Dans ce document figurent en principe la valeur du compte-titres à chaque date de référence, à savoir, pour cette année, le 31 mars, le 30 juin et le 30 septembre (à partir de 2019, il faudra y ajouter le 31 décembre), ainsi que la valeur moyenne du compte. Si cette dernière atteint au moins 500.000 euros, la taxe de 0,15% s’applique et son montant est également mentionné dans ce rapport de la banque.
Le document mentionne généralement aussi le nombre de titulaires du compte-titres et, à tout le moins, la part du titulaire dans le compte ou la valeur du compte qui lui est attribuée. Cet élément prend toute son importance lorsqu’un compte comporte plusieurs titulaires.
La loi prévoit en effet que "la personne physique qui est titulaire d’un compte-titres est, pour sa part dans la valeur moyenne des instruments financiers imposables sur ce compte, soumise à la taxe". Ce n’est donc que si cette part du titulaire atteint 500.000 euros que la taxe s’applique.

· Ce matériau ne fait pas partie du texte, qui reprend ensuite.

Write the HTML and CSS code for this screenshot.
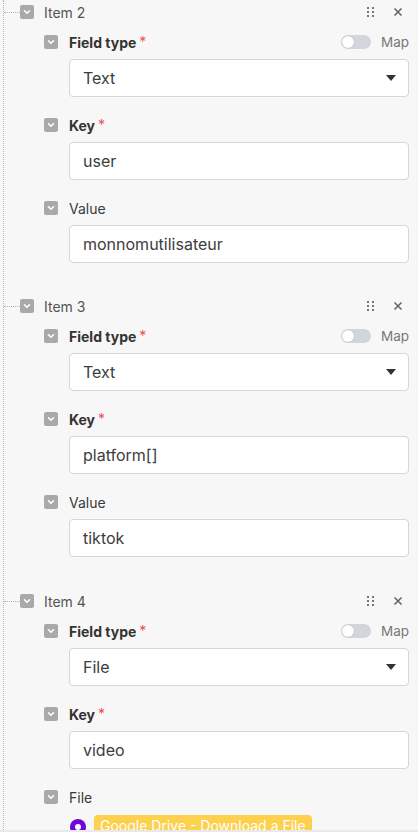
FILE: index.html
```html
<!DOCTYPE html>
<html lang="en">
<head>
    <meta charset="UTF-8">
    <meta name="viewport" content="width=device-width, initial-scale=1.0">
    <title>Body fields</title>
    <link rel="stylesheet" href="styles.css">
</head>
<body>
    <div class="panel">
        <div class="tree">

            <div class="item">
                <div class="item-head">
                    <span class="branch"></span>
                    <span class="chev"><svg viewBox="0 0 14 14"><path d="M4.5 5.8 7 8.3 9.5 5.8"/></svg></span>
                    <span class="item-title">Item 2</span>
                    <span class="handle"><i></i><i></i><i></i><i></i><i></i><i></i></span>
                    <span class="close"><svg viewBox="0 0 10 10"><path d="M1.5 1.5 8.5 8.5M8.5 1.5 1.5 8.5"/></svg></span>
                </div>
                <div class="field">
                    <div class="field-head">
                        <span class="chev"><svg viewBox="0 0 14 14"><path d="M4.5 5.8 7 8.3 9.5 5.8"/></svg></span>
                        <span class="label bold">Field type</span><span class="req">*</span>
                        <span class="map"><span class="toggle"></span>Map</span>
                    </div>
                    <div class="input select">Text<span class="caret"></span></div>
                </div>
                <div class="field">
                    <div class="field-head">
                        <span class="chev"><svg viewBox="0 0 14 14"><path d="M4.5 5.8 7 8.3 9.5 5.8"/></svg></span>
                        <span class="label bold">Key</span><span class="req">*</span>
                    </div>
                    <div class="input">user</div>
                </div>
                <div class="field">
                    <div class="field-head">
                        <span class="chev"><svg viewBox="0 0 14 14"><path d="M4.5 5.8 7 8.3 9.5 5.8"/></svg></span>
                        <span class="label">Value</span>
                    </div>
                    <div class="input">monnomutilisateur</div>
                </div>
            </div>

            <div class="item">
                <div class="item-head">
                    <span class="branch"></span>
                    <span class="chev"><svg viewBox="0 0 14 14"><path d="M4.5 5.8 7 8.3 9.5 5.8"/></svg></span>
                    <span class="item-title">Item 3</span>
                    <span class="handle"><i></i><i></i><i></i><i></i><i></i><i></i></span>
                    <span class="close"><svg viewBox="0 0 10 10"><path d="M1.5 1.5 8.5 8.5M8.5 1.5 1.5 8.5"/></svg></span>
                </div>
                <div class="field">
                    <div class="field-head">
                        <span class="chev"><svg viewBox="0 0 14 14"><path d="M4.5 5.8 7 8.3 9.5 5.8"/></svg></span>
                        <span class="label bold">Field type</span><span class="req">*</span>
                        <span class="map"><span class="toggle"></span>Map</span>
                    </div>
                    <div class="input select">Text<span class="caret"></span></div>
                </div>
                <div class="field">
                    <div class="field-head">
                        <span class="chev"><svg viewBox="0 0 14 14"><path d="M4.5 5.8 7 8.3 9.5 5.8"/></svg></span>
                        <span class="label bold">Key</span><span class="req">*</span>
                    </div>
                    <div class="input">platform[]</div>
                </div>
                <div class="field">
                    <div class="field-head">
                        <span class="chev"><svg viewBox="0 0 14 14"><path d="M4.5 5.8 7 8.3 9.5 5.8"/></svg></span>
                        <span class="label">Value</span>
                    </div>
                    <div class="input">tiktok</div>
                </div>
            </div>

            <div class="item">
                <div class="item-head">
                    <span class="branch"></span>
                    <span class="chev"><svg viewBox="0 0 14 14"><path d="M4.5 5.8 7 8.3 9.5 5.8"/></svg></span>
                    <span class="item-title">Item 4</span>
                    <span class="handle"><i></i><i></i><i></i><i></i><i></i><i></i></span>
                    <span class="close"><svg viewBox="0 0 10 10"><path d="M1.5 1.5 8.5 8.5M8.5 1.5 1.5 8.5"/></svg></span>
                </div>
                <div class="field">
                    <div class="field-head">
                        <span class="chev"><svg viewBox="0 0 14 14"><path d="M4.5 5.8 7 8.3 9.5 5.8"/></svg></span>
                        <span class="label bold">Field type</span><span class="req">*</span>
                        <span class="map"><span class="toggle"></span>Map</span>
                    </div>
                    <div class="input select">File<span class="caret"></span></div>
                </div>
                <div class="field">
                    <div class="field-head">
                        <span class="chev"><svg viewBox="0 0 14 14"><path d="M4.5 5.8 7 8.3 9.5 5.8"/></svg></span>
                        <span class="label bold">Key</span><span class="req">*</span>
                    </div>
                    <div class="input">video</div>
                </div>
                <div class="field">
                    <div class="field-head">
                        <span class="chev"><svg viewBox="0 0 14 14"><path d="M4.5 5.8 7 8.3 9.5 5.8"/></svg></span>
                        <span class="label">File</span>
                    </div>
                    <div class="mapped">
                        <span class="app-dot"></span>
                        <span class="tag">Google Drive - Download a File</span>
                    </div>
                </div>
            </div>

        </div>
    </div>
</body>
</html>
```

FILE: styles.css
```css
body {
    margin: 0;
    padding: 0;
    background-color: #f7f7f7;
    font-family: Inter, "Noto Sans", sans-serif;
    color: #333;
}

.panel {
    height: 830px;
    overflow: hidden;
    border-bottom: 2px solid #e9e9e9;
}

.tree {
    margin-left: 3px;
    border-left: 1px dotted #b5b5b5;
    padding-bottom: 40px;
}

.item {
    margin-bottom: 31px;
}

.item:nth-child(2) {
    margin-bottom: 32px;
}

.item-head {
    display: flex;
    align-items: center;
    height: 24px;
    padding-right: 15px;
}

.branch {
    width: 16px;
    border-top: 1px dotted #b5b5b5;
}

.chev {
    display: inline-flex;
    width: 14px;
    height: 14px;
    border-radius: 2px;
    background-color: #a9a9a9;
    flex-shrink: 0;
}

.chev svg {
    width: 14px;
    height: 14px;
    fill: none;
    stroke: #fff;
    stroke-width: 1.6;
    stroke-linecap: round;
    stroke-linejoin: round;
}

.item-title {
    margin-left: 10px;
    font-size: 14px;
    color: #555;
    flex: 1;
}

.handle {
    display: grid;
    grid-template-columns: 2px 2px;
    gap: 2px 3px;
    margin-right: 19px;
}

.handle i {
    width: 2px;
    height: 2px;
    background-color: #777;
}

.close svg {
    display: block;
    width: 10px;
    height: 10px;
    stroke: #666;
    stroke-width: 1.6;
}

.field {
    padding-left: 40px;
    padding-right: 9px;
    margin-top: 8px;
}

.field + .field {
    margin-top: 18px;
}

.field-head {
    display: flex;
    align-items: center;
    height: 20px;
    margin-bottom: 7px;
}

.label {
    margin-left: 11px;
    font-size: 14px;
    color: #3a3a3a;
}

.label.bold {
    font-weight: 700;
    color: #333;
}

.req {
    color: #ee4d5a;
    font-size: 14px;
    margin-left: 3px;
    align-self: flex-start;
    line-height: 19px;
}

.map {
    margin-left: auto;
    display: flex;
    align-items: center;
    font-size: 13.5px;
    color: #777;
}

.toggle {
    width: 30px;
    height: 14px;
    border-radius: 7px;
    background-color: #d2d6dc;
    margin-right: 10px;
    display: flex;
    align-items: center;
    padding-left: 1px;
    box-sizing: border-box;
}

.toggle::before {
    content: "";
    width: 12px;
    height: 12px;
    border-radius: 50%;
    background-color: #fff;
    box-shadow: 0 0 1px rgba(0, 0, 0, 0.3);
}

.input {
    margin-left: 25px;
    height: 38px;
    box-sizing: border-box;
    border: 1px solid #d6d6d6;
    border-radius: 4px;
    background-color: #fff;
    padding: 0 13px;
    display: flex;
    align-items: center;
    font-size: 16px;
    color: #3c3c3c;
}

.select {
    justify-content: space-between;
}

.caret {
    width: 0;
    height: 0;
    border-left: 5px solid transparent;
    border-right: 5px solid transparent;
    border-top: 6px solid #333;
    margin-right: -1px;
}

.mapped {
    margin-left: 25px;
    margin-top: 8px;
    display: flex;
    align-items: flex-start;
}

.app-dot {
    width: 16px;
    height: 16px;
    border-radius: 50%;
    background-color: #6f07d6;
    display: flex;
    align-items: center;
    justify-content: center;
    margin-left: 1px;
    margin-right: 8px;
    margin-top: 4px;
}

.app-dot::before {
    content: "";
    width: 6px;
    height: 6px;
    border-radius: 50%;
    background-color: #fff;
}

.tag {
    background-color: #fdd04d;
    color: #fff;
    font-size: 14px;
    padding: 0 6px;
    border-radius: 4px;
    line-height: 22px;
}
```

Quid dans le cas où un compte-titres est détenu par plusieurs titulaires? La loi prévoit que "la fraction des instruments financiers imposables détenue par le titulaire est présumée proportionnelle au nombre de titulaires enregistrés". En présence de deux titulaires d’un compte-titres, chacun est présumé en détenir 50%; s’ils sont trois, chaque part vaut un tiers de la valeur du compte; s’ils sont quatre, c’est 25% chacun; etc.
Comptes démembrés
Et si la propriété des comptes-titres est démembrée entre des usufruitiers et des nus-propriétaires? La loi dispose que, par "titulaire" d’un compte-titres, il faut entendre "la personne physique, qu’elle soit plein propriétaire, nue-propriétaire ou usufruitière, qui est la détentrice du compte-titres". Mais en pratique, certaines banques n’enregistrent que les nus-propriétaires comme titulaires des comptes-titres. "S’agissant des comptes démembrés, la pratique peut varier d’une banque à l’autre", explique François Parisis.
Cela peut avoir des conséquences importantes. Imaginons que deux parents possédant un compte-titres décident de faire don de la nue-propriété du compte à leurs deux enfants. Ils demeurent donc usufruitiers du compte. Dans certaines banques, seuls les deux enfants nus-propriétaires seront enregistrés comme titulaires du compte, dont la valeur sera répartie entre eux proportionnellement, soit 50% chacun.
Mais dans la majorité des institutions financières, les parents usufruitiers seront également considérés comme titulaires du compte. Dès lors, la valeur de celui-ci sera présumée se répartir de manière proportionnelle entre quatre personnes: les deux nus-propriétaires et les deux usufruitiers, ce qui implique une part de 25% à chacun.
Cette pratique bancaire est plus intéressante pour les détenteurs de comptes-titres puisque la valeur totale du compte démembré est répartie entre un plus grand nombre de titulaires, le seuil de 500.000 euros étant ainsi moins vite atteint.
Cette pratique est également plus respectueuse du droit patrimonial, estime François Parisis: "Je ne peux qu’appuyer les banques qui mentionnent l’usufruitier comme titulaire à part entière du compte démembré. En effet, le droit d’un usufruitier ne se limite pas aux revenus du capital: la loi lui donne les mêmes droits qu’un nu-propriétaire pour la gestion des titres. Par exemple, les nus-propriétaires ne peuvent pas, sans l’accord des usufruitiers, arbitrer des parts de sicav de distribution contre des parts de sicav de capitalisation."
Conclusion de François Parisis: "Les banques feraient bien de profiter de l’instauration de la taxe sur les comptes-titres pour uniformiser leurs pratiques en matière de comptes démembrés." Voilà qui est dit.